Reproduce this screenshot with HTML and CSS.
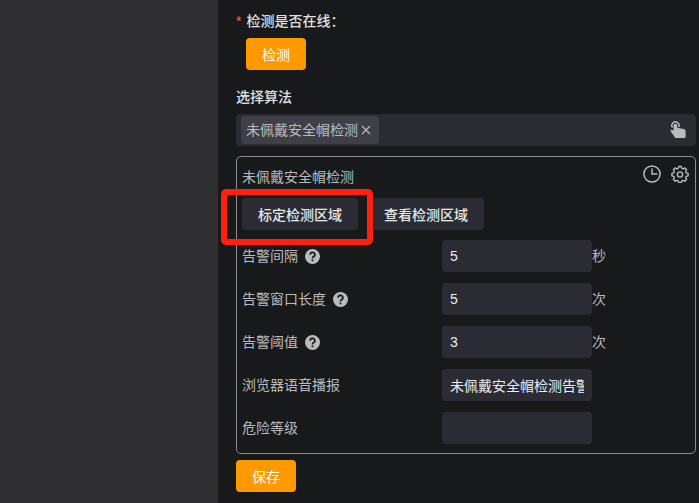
FILE: index.html
```
<!DOCTYPE html>
<html lang="zh-CN">
<head>
  <meta charset="UTF-8" />
  <meta name="viewport" content="width=device-width, initial-scale=1" />
  <title>选择算法</title>
  <link rel="stylesheet" href="styles.css">
</head>
<body>
  <div class="mask"></div>

  <form class="drawer">
    <div class="online">
      <p class="title"><span class="required">*</span>检测是否在线：</p>
      <button type="button" class="btn btn-primary">检测</button>
    </div>

    <h2 class="title">选择算法</h2>
    <div class="select-box">
      <span class="tag">未佩戴安全帽检测
        <button type="button" class="tag-close" aria-label="移除">
          <svg width="10" height="10" viewBox="0 0 10 10"><path d="M1 1l8 8M9 1l-8 8" stroke="currentColor" stroke-width="1.2" fill="none"/></svg>
        </button>
      </span>
      <button type="button" class="icon-btn" aria-label="选择算法">
        <svg width="16" height="18" viewBox="0 0 16 18">
          <path d="M2.5 6.6A3.6 3.6 0 1 1 8.7 6" fill="none" stroke="currentColor" stroke-width="1.5"/>
          <path d="M3.6 4.6a1.8 1.8 0 0 1 3.6 0V6.8l6.6 1.1q1.8.4 1.8 2v5.3l-.4 1.8H5.4L.8 10.6Q0 9 1.4 8.7q.9-.1 2.2 1z" fill="currentColor"/>
        </svg>
      </button>
    </div>

    <section class="card">
      <div class="card-head">
        <h3>未佩戴安全帽检测</h3>
        <div class="card-tools">
          <button type="button" class="icon-btn" aria-label="时间">
            <svg width="18" height="18" viewBox="0 0 18 18" fill="none" stroke="currentColor" stroke-width="1.5"><circle cx="9" cy="9" r="8.1"/><path d="M9 3.5V9h5.5"/></svg>
          </button>
          <button type="button" class="icon-btn" aria-label="设置">
            <svg width="18" height="18" viewBox="0 0 18 18" fill="none" stroke="currentColor" stroke-width="1.4" stroke-linejoin="round">
              <path d="M7.8 1.5h2.4l.6 1.9 1.3.5 1.8-.9 1.7 1.7-.9 1.8.5 1.3 1.9.6v2.4l-1.9.6-.5 1.3.9 1.8-1.7 1.7-1.8-.9-1.3.5-.6 1.9H7.8l-.6-1.9-1.3-.5-1.8.9-1.7-1.7.9-1.8-.5-1.3-1.9-.6V8.4l1.9-.6.5-1.3-.9-1.8L4.1 3l1.8.9 1.3-.5z"/>
              <circle cx="9" cy="9.5" r="2.6"/>
            </svg>
          </button>
        </div>
      </div>

      <div class="actions">
        <span class="marked"><button type="button" class="btn">标定检测区域</button></span>
        <button type="button" class="btn">查看检测区域</button>
      </div>

      <div class="row">
        <div class="name">
          <label for="interval">告警间隔</label>
          <svg class="help" viewBox="0 0 14 14"><circle cx="7" cy="7" r="7"/><path d="M4.8 5.3a2.2 2.1 0 1 1 3.3 1.8Q7 7.7 7 8.8M7 9.9v1.6"/></svg>
        </div>
        <input type="text" id="interval" value="5">
        <span>秒</span>
      </div>
      <div class="row">
        <div class="name">
          <label for="windowLength">告警窗口长度</label>
          <svg class="help" viewBox="0 0 14 14"><circle cx="7" cy="7" r="7"/><path d="M4.8 5.3a2.2 2.1 0 1 1 3.3 1.8Q7 7.7 7 8.8M7 9.9v1.6"/></svg>
        </div>
        <input type="text" id="windowLength" value="5">
        <span>次</span>
      </div>
      <div class="row">
        <div class="name">
          <label for="threshold">告警阈值</label>
          <svg class="help" viewBox="0 0 14 14"><circle cx="7" cy="7" r="7"/><path d="M4.8 5.3a2.2 2.1 0 1 1 3.3 1.8Q7 7.7 7 8.8M7 9.9v1.6"/></svg>
        </div>
        <input type="text" id="threshold" value="3">
        <span>次</span>
      </div>
      <div class="row">
        <div class="name"><label for="voice">浏览器语音播报</label></div>
        <input type="text" id="voice" value="未佩戴安全帽检测告警">
      </div>
      <div class="row">
        <div class="name"><label for="level">危险等级</label></div>
        <input type="text" id="level">
      </div>
    </section>

    <button type="submit" class="btn btn-primary">保存</button>
  </form>
</body>
</html>
```
FILE: styles.css
```
* {
  box-sizing: border-box;
}

body {
  margin: 0;
  min-height: 100vh;
  display: flex;
  background: #18191a;
  color: #bbb;
  font: 14px/20px "Liberation Sans", "Noto Sans CJK SC", sans-serif;
}

.mask {
  flex: 0 0 218px;
  background: #2f2f31;
}

.drawer {
  flex: 1;
  min-width: 0;
  padding: 11px 3px 11px 18px;
}

.title {
  margin: 0;
  color: #e0e0e0;
  font-size: 14px;
  font-weight: 500;
}

.required {
  margin-right: 5px;
  color: #f56c4c;
}

.online {
  margin-bottom: 17px;
}

.online .btn {
  margin: 7px 0 0 10px;
}

button,
input {
  font: inherit;
  border: none;
}

button {
  cursor: pointer;
}

.btn {
  display: block;
  height: 32px;
  padding: 2px 16px 0;
  border-radius: 4px;
  background: #2b2b34;
  color: #e8e8e8;
  font-weight: 500;
}

.btn-primary {
  background: #ff9900;
  color: #fff;
  font-weight: 400;
}

.select-box {
  display: flex;
  align-items: center;
  justify-content: space-between;
  height: 32px;
  margin: 7px 0 10px;
  padding: 0 10px 0 5px;
  border-radius: 4px;
  background: #2b2b34;
}

.tag {
  display: flex;
  align-items: center;
  gap: 3px;
  height: 28px;
  padding: 0 8px 0 5px;
  border-radius: 4px;
  background: #3f4047;
}

.tag-close,
.icon-btn {
  display: flex;
  padding: 0;
  background: none;
  color: #bbb;
}

.card {
  margin-bottom: 6px;
  padding: 8px 5px 9px;
  border: 1px solid #8c8d90;
  border-radius: 5px;
}

.card-head {
  display: flex;
  justify-content: space-between;
}

.card-head h3 {
  margin: 2px 0 0;
  font-size: 14px;
  font-weight: 400;
}

.card-tools {
  display: flex;
  align-items: flex-start;
  gap: 10px;
  padding-right: 1px;
}

.actions {
  display: flex;
  gap: 10px;
  margin: 11px 0 10px;
}

.marked {
  position: relative;
}

/* red frame round the calibrate button */
.marked::after {
  content: "";
  position: absolute;
  inset: -9px -15px -15px -21px;
  border: 6px solid #ff2010;
  border-radius: 5px;
  pointer-events: none;
}

.row {
  display: flex;
  align-items: center;
}

.row + .row {
  margin-top: 11px;
}

.name {
  display: flex;
  align-items: center;
  gap: 7px;
  flex: 0 0 200px;
}

.help {
  width: 15px;
  height: 15px;
  fill: #bbb;
}

.help path {
  fill: none;
  stroke: #18191a;
  stroke-width: 1.6;
}

.row input {
  width: 150px;
  height: 32px;
  padding: 0 8px;
  border-radius: 4px;
  background: #2b2b34;
  color: #eee;
}
```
· · ·
Transcribe the material exactly, leaving every picture out.

Reproduce this screenshot with HTML and CSS.
FILE: index.html
```
<!DOCTYPE html>
<html lang="zh-CN">
<head>
  <meta charset="UTF-8" />
  <meta name="viewport" content="width=device-width, initial-scale=1" />
  <title>选择算法</title>
  <link rel="stylesheet" href="styles.css">
</head>
<body>
  <div class="mask"></div>

  <form class="drawer">
    <div class="online">
      <p class="title"><span class="required">*</span>检测是否在线：</p>
      <button type="button" class="btn btn-primary">检测</button>
    </div>

    <h2 class="title">选择算法</h2>
    <div class="select-box">
      <span class="tag">未佩戴安全帽检测
        <button type="button" class="tag-close" aria-label="移除">
          <svg width="10" height="10" viewBox="0 0 10 10"><path d="M1 1l8 8M9 1l-8 8" stroke="currentColor" stroke-width="1.2" fill="none"/></svg>
        </button>
      </span>
      <button type="button" class="icon-btn" aria-label="选择算法">
        <svg width="16" height="18" viewBox="0 0 16 18">
          <path d="M2.5 6.6A3.6 3.6 0 1 1 8.7 6" fill="none" stroke="currentColor" stroke-width="1.5"/>
          <path d="M3.6 4.6a1.8 1.8 0 0 1 3.6 0V6.8l6.6 1.1q1.8.4 1.8 2v5.3l-.4 1.8H5.4L.8 10.6Q0 9 1.4 8.7q.9-.1 2.2 1z" fill="currentColor"/>
        </svg>
      </button>
    </div>

    <section class="card">
      <div class="card-head">
        <h3>未佩戴安全帽检测</h3>
        <div class="card-tools">
          <button type="button" class="icon-btn" aria-label="时间">
            <svg width="18" height="18" viewBox="0 0 18 18" fill="none" stroke="currentColor" stroke-width="1.5"><circle cx="9" cy="9" r="8.1"/><path d="M9 3.5V9h5.5"/></svg>
          </button>
          <button type="button" class="icon-btn" aria-label="设置">
            <svg width="18" height="18" viewBox="0 0 18 18" fill="none" stroke="currentColor" stroke-width="1.4" stroke-linejoin="round">
              <path d="M7.8 1.5h2.4l.6 1.9 1.3.5 1.8-.9 1.7 1.7-.9 1.8.5 1.3 1.9.6v2.4l-1.9.6-.5 1.3.9 1.8-1.7 1.7-1.8-.9-1.3.5-.6 1.9H7.8l-.6-1.9-1.3-.5-1.8.9-1.7-1.7.9-1.8-.5-1.3-1.9-.6V8.4l1.9-.6.5-1.3-.9-1.8L4.1 3l1.8.9 1.3-.5z"/>
              <circle cx="9" cy="9.5" r="2.6"/>
            </svg>
          </button>
        </div>
      </div>

      <div class="actions">
        <span class="marked"><button type="button" class="btn">标定检测区域</button></span>
        <button type="button" class="btn">查看检测区域</button>
      </div>

      <div class="row">
        <div class="name">
          <label for="interval">告警间隔</label>
          <svg class="help" viewBox="0 0 14 14"><circle cx="7" cy="7" r="7"/><path d="M4.8 5.3a2.2 2.1 0 1 1 3.3 1.8Q7 7.7 7 8.8M7 9.9v1.6"/></svg>
        </div>
        <input type="text" id="interval" value="5">
        <span>秒</span>
      </div>
      <div class="row">
        <div class="name">
          <label for="windowLength">告警窗口长度</label>
          <svg class="help" viewBox="0 0 14 14"><circle cx="7" cy="7" r="7"/><path d="M4.8 5.3a2.2 2.1 0 1 1 3.3 1.8Q7 7.7 7 8.8M7 9.9v1.6"/></svg>
        </div>
        <input type="text" id="windowLength" value="5">
        <span>次</span>
      </div>
      <div class="row">
        <div class="name">
          <label for="threshold">告警阈值</label>
          <svg class="help" viewBox="0 0 14 14"><circle cx="7" cy="7" r="7"/><path d="M4.8 5.3a2.2 2.1 0 1 1 3.3 1.8Q7 7.7 7 8.8M7 9.9v1.6"/></svg>
        </div>
        <input type="text" id="threshold" value="3">
        <span>次</span>
      </div>
      <div class="row">
        <div class="name"><label for="voice">浏览器语音播报</label></div>
        <input type="text" id="voice" value="未佩戴安全帽检测告警">
      </div>
      <div class="row">
        <div class="name"><label for="level">危险等级</label></div>
        <input type="text" id="level">
      </div>
    </section>

    <button type="submit" class="btn btn-primary">保存</button>
  </form>
</body>
</html>
```
FILE: styles.css
```
* {
  box-sizing: border-box;
}

body {
  margin: 0;
  min-height: 100vh;
  display: flex;
  background: #18191a;
  color: #bbb;
  font: 14px/20px "Liberation Sans", "Noto Sans CJK SC", sans-serif;
}

.mask {
  flex: 0 0 218px;
  background: #2f2f31;
}

.drawer {
  flex: 1;
  min-width: 0;
  padding: 11px 3px 11px 18px;
}

.title {
  margin: 0;
  color: #e0e0e0;
  font-size: 14px;
  font-weight: 500;
}

.required {
  margin-right: 5px;
  color: #f56c4c;
}

.online {
  margin-bottom: 17px;
}

.online .btn {
  margin: 7px 0 0 10px;
}

button,
input {
  font: inherit;
  border: none;
}

button {
  cursor: pointer;
}

.btn {
  display: block;
  height: 32px;
  padding: 2px 16px 0;
  border-radius: 4px;
  background: #2b2b34;
  color: #e8e8e8;
  font-weight: 500;
}

.btn-primary {
  background: #ff9900;
  color: #fff;
  font-weight: 400;
}

.select-box {
  display: flex;
  align-items: center;
  justify-content: space-between;
  height: 32px;
  margin: 7px 0 10px;
  padding: 0 10px 0 5px;
  border-radius: 4px;
  background: #2b2b34;
}

.tag {
  display: flex;
  align-items: center;
  gap: 3px;
  height: 28px;
  padding: 0 8px 0 5px;
  border-radius: 4px;
  background: #3f4047;
}

.tag-close,
.icon-btn {
  display: flex;
  padding: 0;
  background: none;
  color: #bbb;
}

.card {
  margin-bottom: 6px;
  padding: 8px 5px 9px;
  border: 1px solid #8c8d90;
  border-radius: 5px;
}

.card-head {
  display: flex;
  justify-content: space-between;
}

.card-head h3 {
  margin: 2px 0 0;
  font-size: 14px;
  font-weight: 400;
}

.card-tools {
  display: flex;
  align-items: flex-start;
  gap: 10px;
  padding-right: 1px;
}

.actions {
  display: flex;
  gap: 10px;
  margin: 11px 0 10px;
}

.marked {
  position: relative;
}

/* red frame round the calibrate button */
.marked::after {
  content: "";
  position: absolute;
  inset: -9px -15px -15px -21px;
  border: 6px solid #ff2010;
  border-radius: 5px;
  pointer-events: none;
}

.row {
  display: flex;
  align-items: center;
}

.row + .row {
  margin-top: 11px;
}

.name {
  display: flex;
  align-items: center;
  gap: 7px;
  flex: 0 0 200px;
}

.help {
  width: 15px;
  height: 15px;
  fill: #bbb;
}

.help path {
  fill: none;
  stroke: #18191a;
  stroke-width: 1.6;
}

.row input {
  width: 150px;
  height: 32px;
  padding: 0 8px;
  border-radius: 4px;
  background: #2b2b34;
  color: #eee;
}
```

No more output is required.